A resident of Haynes, Kern first approached the Birmingham City Commission during its meeting Jan. 9 to complain about the Ginkgo trees and the awful smell the fruit emits each fall. He presented the commission with a petition signed by several homeowners in the area, pleading with the city to take action about the awful smell. He also brought to the meeting a brown paper bag filled with the putrid-smelling fruit. The commissioners accepted the petition from Kern, but asked that he leave the bag elsewhere.
Assistant City Manager Joe Valentine was in attendance at that meeting, and also lives on Haynes. He knows firsthand how bad the smell can be from the fruit that covers his lawn each season.
“The Ginkgo trees were planted when the subdivision was developed,” he said. “The fruit-bearing Ginkgos provide the fruit every fall, and once they mature and fall to the ground, when you crush them they have an odor to them. It causes an inconvenience, and that’s an understatement.”
Valentine and Kern have communicated back and forth since that meeting in an attempt to come up with a solution to the smelly situation, discussing everything from injectable treatments and increased lawn pick-ups to eliminating the trees entirely. While Kern said he and many of his neighbors would prefer to do away with the trees completely, Valentine said that’s not a likely option.
“There is a city ordinance that we have in place to protect trees, so there’s a bit of conflict trying to address the situation,” he said, referring to a city policy that states healthy trees are not to be removed unless they are a nuisance or dangerous to people.
“It’s not a nuisance, as defined by the ordinance, but it is an inconvenience.
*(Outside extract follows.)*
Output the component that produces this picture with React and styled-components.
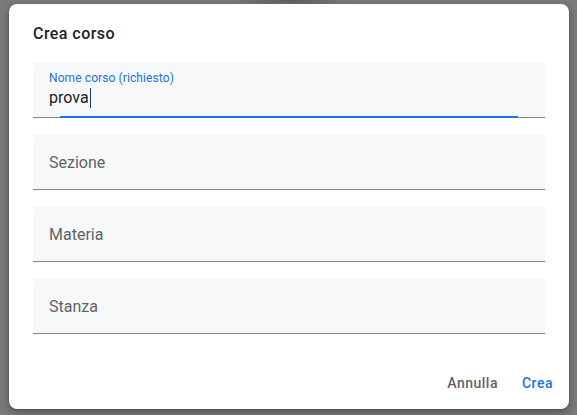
import React from 'react';
import styled, { createGlobalStyle } from 'styled-components';

const GlobalStyle = createGlobalStyle`
  html, body {
    margin: 0;
    padding: 0;
    background: #7b7b7b;
  }
  body {
    font-family: Roboto, 'Liberation Sans', Arial, sans-serif;
  }
`;

const Backdrop = styled.div`
  width: 577px;
  height: 415px;
  box-sizing: border-box;
  padding: 4px 8px 6px 9px;
  background: radial-gradient(ellipse 60px 6px at 290px 0px, #5e5e5e, transparent), #7b7b7b;
`;

const Dialog = styled.div`
  width: 560px;
  height: 405px;
  box-sizing: border-box;
  background: #fff;
  border-radius: 8px;
  box-shadow: 0 1px 3px rgba(0, 0, 0, 0.3), 0 4px 8px 3px rgba(0, 0, 0, 0.15);
  display: flex;
  flex-direction: column;
  padding: 21px 0 8px 0;
`;

const Title = styled.h2`
  margin: 0 24px;
  font-size: 16px;
  line-height: 18px;
  font-weight: 500;
  color: #202124;
  letter-spacing: 0.45px;
`;

const Fields = styled.div`
  margin-top: 19px;
  padding: 0 24px;
  display: flex;
  flex-direction: column;
  gap: 16px;
`;

const Field = styled.div`
  position: relative;
  height: 55px;
  box-sizing: border-box;
  height: 56px;
  background: #f7f8f9;
  border-radius: 4px 4px 0 0;
  border-bottom: 1px solid #80868b;
  padding: ${props => (props.focused ? '0 16px' : '2px 16px 0')};
  display: flex;
  flex-direction: column;
  justify-content: ${props => (props.focused ? 'flex-start' : 'center')};
`;

const FloatLabel = styled.span`
  margin-top: 8px;
  font-size: 12px;
  line-height: 16px;
  color: #1a73e8;
  letter-spacing: 0.1px;
`;

const Value = styled.span`
  display: flex;
  align-items: center;
  margin-top: 2px;
  font-size: 16px;
  line-height: 20px;
  color: #202124;
`;

const Caret = styled.span`
  display: inline-block;
  width: 1px;
  height: 20px;
  margin-left: 1px;
  background: #1f3b6b;
`;

const Placeholder = styled.span`
  font-size: 16px;
  line-height: 20px;
  color: #5f6368;
`;

const FocusLine = styled.span`
  position: absolute;
  left: 27px;
  right: 27px;
  bottom: -1px;
  height: 2px;
  background: #1a73e8;
`;

const Footer = styled.div`
  margin-top: auto;
  display: flex;
  justify-content: flex-end;
  gap: 8px;
  padding-right: 8px;
`;

const Button = styled.button`
  height: 36px;
  padding: 0 8px;
  border: none;
  background: transparent;
  font-family: Roboto, 'Liberation Sans', Arial, sans-serif;
  font-size: 14px;
  font-weight: 500;
  letter-spacing: 0.5px;
  color: ${props => (props.primary ? '#1a73e8' : '#5f6368')};
  cursor: pointer;
`;

const fields = ['Sezione', 'Materia', 'Stanza'];

export default function App() {
  return (
    <Backdrop>
      <GlobalStyle />
      <Dialog>
        <Title>Crea corso</Title>
        <Fields>
          <Field focused>
            <FloatLabel>Nome corso (richiesto)</FloatLabel>
            <Value>
              prova
              <Caret />
            </Value>
            <FocusLine />
          </Field>
          {fields.map(name => (
            <Field key={name}>
              <Placeholder>{name}</Placeholder>
            </Field>
          ))}
        </Fields>
        <Footer>
          <Button>Annulla</Button>
          <Button primary>Crea</Button>
        </Footer>
      </Dialog>
    </Backdrop>
  );
}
The staff has been trying to come up with a solution to lessen the odor in the neighborhood from the fruit.”
Lauren Wood, director of public services for the city, has been working closely with Valentine, Kern, the city’s arborist and other individuals to come to an amicable solution to the Ginkgos without violating the tree protection ordinance. On July 16, the DPS facility, 851 S. Eton, will host an open meeting for residents to learn about what options the city is weighing and hear what ideas property owners in the area may have. In mid-June, 77 households were directly notified of the meeting, which begins at 6:30 p.m.
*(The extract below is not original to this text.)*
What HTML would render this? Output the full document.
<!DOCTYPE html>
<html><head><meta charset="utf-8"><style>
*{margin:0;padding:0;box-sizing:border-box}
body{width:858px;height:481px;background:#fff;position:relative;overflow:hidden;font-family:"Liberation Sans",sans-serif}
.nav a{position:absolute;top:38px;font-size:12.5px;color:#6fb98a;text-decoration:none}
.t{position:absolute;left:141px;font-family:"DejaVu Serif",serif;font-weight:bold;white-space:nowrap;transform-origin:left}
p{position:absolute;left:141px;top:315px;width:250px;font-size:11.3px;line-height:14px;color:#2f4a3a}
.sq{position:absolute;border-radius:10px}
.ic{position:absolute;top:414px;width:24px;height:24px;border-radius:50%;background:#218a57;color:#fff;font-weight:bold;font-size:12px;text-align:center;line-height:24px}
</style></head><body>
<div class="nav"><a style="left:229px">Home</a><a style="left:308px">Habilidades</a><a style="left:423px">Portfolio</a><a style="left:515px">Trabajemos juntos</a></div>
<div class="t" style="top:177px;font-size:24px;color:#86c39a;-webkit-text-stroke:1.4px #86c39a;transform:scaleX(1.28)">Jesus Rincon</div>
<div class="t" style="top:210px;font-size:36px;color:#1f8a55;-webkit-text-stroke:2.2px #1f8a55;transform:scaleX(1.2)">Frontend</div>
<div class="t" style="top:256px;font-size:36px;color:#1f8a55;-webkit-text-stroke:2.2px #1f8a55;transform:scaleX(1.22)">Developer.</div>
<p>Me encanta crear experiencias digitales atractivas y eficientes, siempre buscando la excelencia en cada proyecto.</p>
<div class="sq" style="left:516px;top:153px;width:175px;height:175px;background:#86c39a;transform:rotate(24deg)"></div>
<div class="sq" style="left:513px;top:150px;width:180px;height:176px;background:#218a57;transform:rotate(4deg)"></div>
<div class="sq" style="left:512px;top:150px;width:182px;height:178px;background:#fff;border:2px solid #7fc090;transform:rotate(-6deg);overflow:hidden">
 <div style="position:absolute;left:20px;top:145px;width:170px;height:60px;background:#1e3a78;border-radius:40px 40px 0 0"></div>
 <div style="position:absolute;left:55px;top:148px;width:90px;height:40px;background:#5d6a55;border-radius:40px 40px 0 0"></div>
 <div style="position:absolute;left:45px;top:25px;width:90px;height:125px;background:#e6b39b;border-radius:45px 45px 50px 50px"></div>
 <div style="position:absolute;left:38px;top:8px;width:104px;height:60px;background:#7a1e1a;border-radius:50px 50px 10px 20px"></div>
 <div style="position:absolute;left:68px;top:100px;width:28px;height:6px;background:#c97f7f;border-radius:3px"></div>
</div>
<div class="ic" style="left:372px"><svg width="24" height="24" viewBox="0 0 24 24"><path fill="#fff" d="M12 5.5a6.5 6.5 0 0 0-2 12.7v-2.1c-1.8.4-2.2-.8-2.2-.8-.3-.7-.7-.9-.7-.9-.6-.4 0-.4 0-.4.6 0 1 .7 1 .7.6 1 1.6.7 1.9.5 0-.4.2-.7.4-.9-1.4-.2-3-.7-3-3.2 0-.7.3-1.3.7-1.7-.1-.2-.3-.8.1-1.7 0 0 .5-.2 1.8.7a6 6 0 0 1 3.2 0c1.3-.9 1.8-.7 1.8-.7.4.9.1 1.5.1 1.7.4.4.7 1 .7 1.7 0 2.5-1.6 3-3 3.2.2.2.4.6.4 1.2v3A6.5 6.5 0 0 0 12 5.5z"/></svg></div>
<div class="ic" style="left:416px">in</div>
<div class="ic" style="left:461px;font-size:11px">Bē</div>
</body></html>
Wood added that residents should realize that to remove the 28 female Ginkgo trees, the ones that produce the fruit, would seriously impact the street’s tree canopy, which is an asset many homeowners appreciate in Birmingham.
“I want everyone to be on the same page about what the city has researched and have a kind of Q and A. We don’t want to remove trees for just any reason. There’s a lot of trees in the community that people could consider a nuisance because of flakey bark, roots … and we don’t just remove those trees.”
Some of the ideas Wood said she plans to discuss with residents during the meeting are increased leaf pick-ups and frequent tours from a street sweeper. Kern recommended during his initial appearance before the commission that Washington, D.C., has had similar problems with Ginkgos in the past, and they implemented a chemical injection treatment program to prevent the growth of the fruit. Upon investigation, Wood said, D.C. found that the treatments didn’t work and discontinued the program.
If you ask Kern, though, street sweeping isn’t enough to keep the neighborhood stench-free. He said he’s grateful for how diligent the city has been thus far tending to the problem, but he hopes the meeting in July will show the city just how much a nuisance the trees are to residents on Haynes, Hazel and Bowers — even if it means amending the tree protection ordinance.
“The city policy is that a tree will only be removed if it’s causing a dangerous situation. As stinky as they are, they’re not dangerous. (They talked about) running street sweepers around streets every week during Ginkgo season. Which is something, but of course it doesn’t do anything for yards and sidewalks.”